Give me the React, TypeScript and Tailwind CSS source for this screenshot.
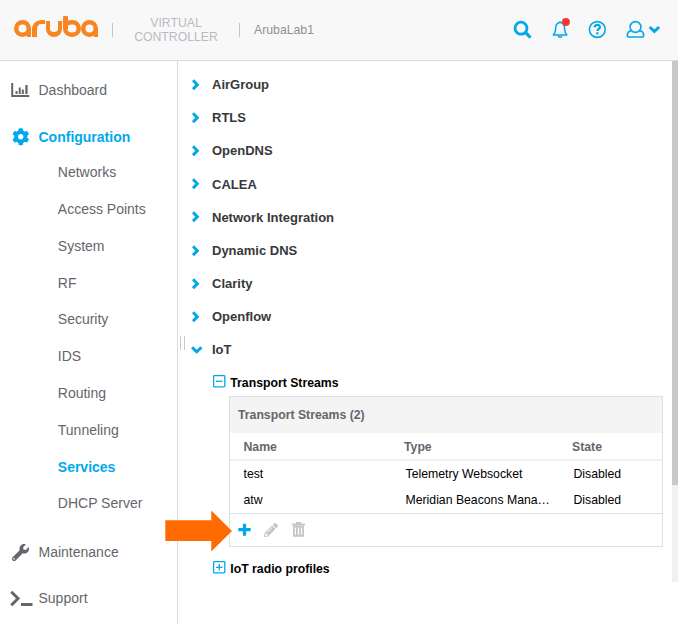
import type { ReactNode } from "react";
import { FaCog, FaPencilAlt, FaWrench } from "react-icons/fa";

const subItems = ["Networks", "Access Points", "System", "RF", "Security", "IDS", "Routing", "Tunneling", "Services", "DHCP Server"];
const sections = ["AirGroup", "RTLS", "OpenDNS", "CALEA", "Network Integration", "Dynamic DNS", "Clarity", "Openflow"];
const streams = [
  { name: "test", type: "Telemetry Websocket", state: "Disabled" },
  { name: "atw", type: "Meridian Beacons Mana…", state: "Disabled" },
];

function Logo() {
  return (
    <div role="img" aria-label="aruba" className="flex h-[21px] w-[85px] items-end text-[#f68522]">
      <div className="relative h-[17px] w-[17px] rounded-full shadow-[inset_0_0_0_4.5px_#f68522]">
        <i className="absolute right-0 bottom-0 h-[9px] w-[4.5px] bg-current" />
      </div>
      <div className="ml-px h-[17px] w-[13px] rounded-tl-[9px] border-t-4 border-l-[5px] border-current" />
      <div className="ml-px h-[16px] w-[16px] rounded-b-full border-x-4 border-b-[5px] border-current" />
      <div className="relative ml-px h-[17px] w-[17.5px] rounded-full shadow-[inset_0_0_0_4.5px_#f68522]">
        <i className="absolute -top-1 left-0 h-[13px] w-[4.5px] rounded-t-[1px] bg-current" />
      </div>
      <div className="relative h-[17px] w-[17.5px] rounded-full shadow-[inset_0_0_0_4.5px_#f68522]">
        <i className="absolute right-0 bottom-0 h-[9px] w-[4.5px] bg-current" />
      </div>
    </div>
  );
}

function Chevron({ down = false }: { down?: boolean }) {
  return down ? (
    <svg className="mt-px" width="12" height="8" viewBox="0 0 12 8" fill="none" stroke="#01a9ec" strokeWidth="3">
      <path d="M1 1.4 5.7 5.8 10.4 1.4" />
    </svg>
  ) : (
    <svg className="ml-px" width="8" height="12" viewBox="0 0 8 12" fill="none" stroke="#01a9ec" strokeWidth="3">
      <path d="M1 1.2 5.3 5.7 1 10.2" />
    </svg>
  );
}

function Toggle({ open }: { open: boolean }) {
  return (
    <svg width="13" height="13" viewBox="0 0 13 13" fill="none" stroke="#01a9ec">
      <rect x="0.6" y="0.6" width="11.2" height="11.2" rx="0.8" strokeWidth="1.3" />
      <path d={open ? "M3 6.3h6.5" : "M3 6.3h6.5M6.2 3v6.5"} strokeWidth="1.3" />
    </svg>
  );
}

function NavRow({ icon, label, active = false }: { icon: ReactNode; label: string; active?: boolean }) {
  return (
    <div className={active ? "flex h-8 items-center font-bold text-[#01a9ec]" : "flex h-8 items-center"}>
      <span className="flex w-[38.5px] shrink-0 pl-[10px]">{icon}</span>
      <span>{label}</span>
    </div>
  );
}

export default function App() {
  return (
    <div className="relative flex h-[624px] w-[678px] flex-col overflow-hidden bg-white font-['Liberation_Sans',Arial,sans-serif]">
      <header className="flex h-[61px] shrink-0 border-b border-[#dcdcde] bg-[#f8f8f8]">
        <div className="pt-4 pl-[14px]"><Logo /></div>
        <div className="mt-[23px] ml-[13px] h-[14px] w-px bg-[#c5c6ca]" />
        <div className="mt-4 ml-[20.5px] w-[85px] text-center text-[12.25px] leading-[14px] text-[#b9bbc3]">
          <div>VIRTUAL</div><div>CONTROLLER</div>
        </div>
        <div className="mt-[23px] ml-[20.5px] h-[14px] w-px bg-[#c5c6ca]" />
        <div className="mt-[22px] ml-[14px] text-[12.25px] leading-4 text-[#909093]">ArubaLab1</div>
        <div className="ml-auto flex pt-[17px] pr-[17px]">
          <svg width="20" height="25" viewBox="0 0 20 25" fill="none" stroke="#01a9ec">
            <circle cx="8" cy="11.2" r="6" strokeWidth="2.8" />
            <path d="m12.7 15.7 3.9 3.9" strokeWidth="3.2" strokeLinecap="round" />
          </svg>
          <svg className="ml-[19px]" width="20" height="25" viewBox="0 0 20 25" fill="none" stroke="#01a9ec" strokeWidth="1.5">
            <path d="M7.7 4.2v1.4C4.7 6.3 3.7 8.4 3.7 11c0 4-.8 5.4-2.4 7h13.6c-1.6-1.6-2.4-3-2.4-7 0-2.6-1-4.7-4.1-5.4V4.2" strokeLinejoin="round" />
            <path d="M6.2 18.6c.2 2.2 3.6 2.2 3.8 0" />
            <circle cx="13.9" cy="5" r="4" fill="#fa3434" stroke="none" />
          </svg>
          <svg className="ml-[16px]" width="19" height="25" viewBox="0 0 19 25" fill="none" stroke="#01a9ec">
            <circle cx="9.3" cy="12.5" r="7.9" strokeWidth="1.6" />
            <path d="M6.6 10.3c.3-3.4 5.4-3.2 5.3-.2-.1 2-2.5 2-2.5 3.9" strokeWidth="2.2" />
            <path d="M8.2 15.2h2.3v2.2H8.2z" fill="#01a9ec" stroke="none" />
          </svg>
          <svg className="ml-[19px]" width="35" height="25" viewBox="0 0 35 25" fill="none" stroke="#01a9ec">
            <circle cx="9.5" cy="10" r="5.4" strokeWidth="1.6" />
            <path d="M5.2 13.6C2.7 14.2 1.3 16 1.3 18.2c0 1.2.8 1.8 2 1.8h12.4c1.2 0 2-.6 2-1.8 0-2.2-1.4-4-3.9-4.6" strokeWidth="1.6" />
            <path d="m23.7 10 4.7 4.4 4.7-4.4" strokeWidth="3" />
          </svg>
        </div>
      </header>

      <div className="flex min-h-0 flex-1">
        <nav className="w-[178px] shrink-0 border-r border-[#dcdcde] pt-[13px] text-[14px] text-[#65666b]">
          <NavRow label="Dashboard" icon={
            <svg width="20" height="16" viewBox="0 0 20 16" fill="currentColor">
              <path d="M1.2 1h2v12h16v2h-18zM5.5 9h2v3h-2zM8.7 5.5h2V12h-2zM11.8 7.5h2V12h-2zM15.3 3h2.3v9h-2.3z" />
            </svg>
          } />
          <div className="h-[15px]" />
          <NavRow active label="Configuration" icon={<FaCog className="ml-[1.5px]" size={17.5} />} />
          <ul className="pt-[1.5px] pl-[57.8px]">
            {subItems.map((item) => (
              <li key={item} className={item === "Services" ? "flex h-[36.77px] items-center font-bold text-[#01a9ec]" : "flex h-[36.77px] items-center"}>{item}</li>
            ))}
          </ul>
          <div className="h-[14.8px]" />
          <NavRow label="Maintenance" icon={<FaWrench className="ml-[1.5px]" size={17} />} />
          <div className="h-[14px]" />
          <NavRow label="Support" icon={
            <svg className="shrink-0" width="24" height="17" viewBox="0 0 24 17" fill="none" stroke="currentColor" strokeWidth="3">
              <path d="M1.3 1.8 8 8.5l-6.7 6.7M11 14.5h11.5" />
            </svg>
          } />
        </nav>

        <div className="flex w-2 shrink-0 items-start gap-[3px] pt-[275px] pl-[2px]">
          <i className="h-[14px] w-px bg-[#c9cad0]" /><i className="h-[14px] w-px bg-[#c9cad0]" />
        </div>

        <main className="min-w-0 flex-1 pt-[7.4px]">
          {sections.map((section) => (
            <div key={section} className="flex h-[33.14px] items-center pl-[5px] text-[13px] font-bold text-[#38383a]">
              <span className="w-[21px]"><Chevron /></span>{section}
            </div>
          ))}
          <div className="flex h-[33.1px] items-center pl-[5px] text-[13px] font-bold text-[#38383a]">
            <span className="w-[21px]"><Chevron down /></span>IoT
          </div>
          <div className="flex h-[29.3px] items-center gap-1 pt-[4px] pl-[27px] text-[12.25px] font-bold text-black">
            <span className="-mt-[2.5px]"><Toggle open /></span><span className="pt-px pl-[0.3px]">Transport Streams</span>
          </div>
          <section className="ml-[43px] h-[151px] w-[434px] border border-[#e0e0e2] text-[12.25px]">
            <h2 className="flex h-9 items-center bg-[#f4f4f4] pl-2 font-bold text-[#65666b]">Transport Streams (2)</h2>
            <div className="grid h-7 grid-cols-[160.5px_168px_1fr] items-center border-b-2 border-[#f0f0f0] pt-[2.5px] pl-[13.5px] font-bold text-[#65666b]">
              <span>Name</span><span>Type</span><span>State</span>
            </div>
            {streams.map((row) => (
              <div key={row.name} className="grid h-[26px] grid-cols-[162px_168px_1fr] items-center pl-[13.5px] text-black">
                <span>{row.name}</span><span>{row.type}</span><span>{row.state}</span>
              </div>
            ))}
            <div className="flex h-[33px] items-center border-t border-[#e0e0e2] pl-[8px]">
              <svg width="13" height="13" viewBox="0 0 13 13" stroke="#01a9ec" strokeWidth="3.2"><path d="M0.3 6.7h12.4M6.5.7v12" /></svg>
              <FaPencilAlt className="ml-[13px] text-[#c5c6c9]" size={14} />
              <svg className="ml-[14px]" width="13" height="15" viewBox="0 0 13 15" fill="none" stroke="#c5c6c9">
                <path d="M0 2.5h13M4 1h5" strokeWidth="1.8" />
                <path d="M1.9 4.5v9.2h9.2V4.5zM4.9 5v8M8.1 5v8" strokeWidth="1.9" />
              </svg>
            </div>
          </section>
          <div className="mt-[7px] flex h-[30px] items-center gap-1 pl-[27px] text-[12.25px] font-bold text-black">
            <span className="-mt-[2px]"><Toggle open={false} /></span><span className="pl-[0.3px]">IoT radio profiles</span>
          </div>
        </main>

        <div className="h-[521px] w-[6px] shrink-0 bg-[#f1f1f1]"><div className="h-[424px] bg-[#c8c8c8]" /></div>
      </div>
      <svg className="absolute top-[510px] left-[165px]" width="68" height="42" viewBox="0 0 68 42" fill="#ff6b00">
        <path d="M.3 10.3h46V.5L67 21 46.3 41.5V31H.3z" />
      </svg>
    </div>
  );
}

» **GIVEN PROBLEM**
Repeat only the lines between the start of the data and the line with "FaCog, FaPencilAlt, FaWrench", including those two lines, and skip the pictures.

» **SOLUTION TO THIS TASK**
Give me the React, TypeScript and Tailwind CSS source for this screenshot.
import type { ReactNode } from "react";
import { FaCog, FaPencilAlt, FaWrench } from "react-icons/fa";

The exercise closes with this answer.